Of course, they are not as endearing when they displayed that cannot-be-bothered attitude. I have learnt to accept that sometimes, you just can’t connect with everyone at the same level.
But each and every one of them is a unique person made in God’s image, with a unique personality, backstory, personal hopes, and dreams. Recognizing this helps me get behind their hardened exterior and know the real person beneath.
Making a difference in their lives
When I first made the switch from teaching in a junior college to a neighbourhood secondary school, one of my new colleagues told me, “Teaching these kids really make me feel like a teacher.”
The reason? Because as a teacher, you really make a difference.
Students in junior colleges are more self-motivated. They are academically stronger as well, which means that with decent instruction they can really get quite far on their own.
But students in neighbourhood secondary schools need more nurturing and guidance. I realize that I can’t just focus on the cognitive aspects of the learning – it goes over their heads! No, I have to connect to their hearts. How they feel about me as a teacher affects how much they learn.
And more than a few of them came from difficult family background.

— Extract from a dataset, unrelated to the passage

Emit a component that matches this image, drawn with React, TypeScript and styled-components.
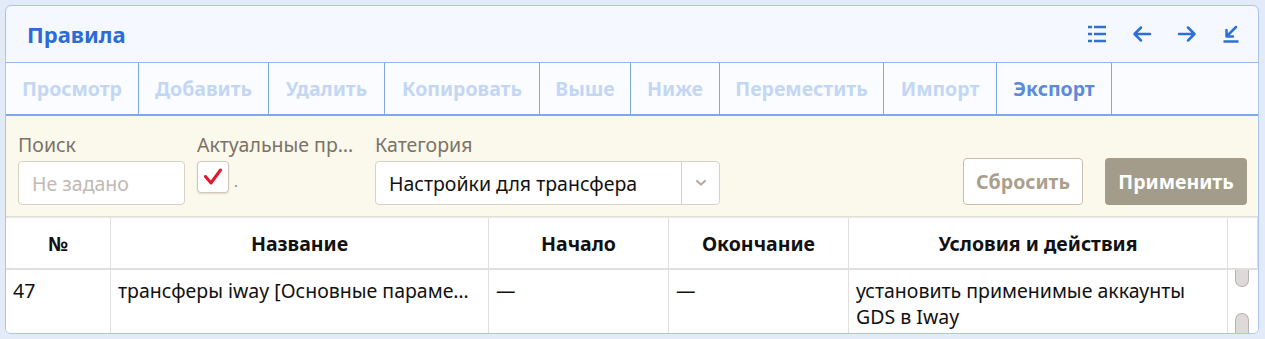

Caring teachers become their surrogate parents, because for one reason or another, they lack the family support at home.
And that makes teaching here an even more demanding and yet fulfilling job.
Because when you can make a student feel different about the subject, about their learning, or even about themselves, you can make a difference in their lives.
And that difference goes a long way.
Revisiting my initial reasons for entering teaching revitalizes my motivation to teach.
What about you? How have your motivations and reasons for entering into your current career or calling changed over the years? What keeps you going?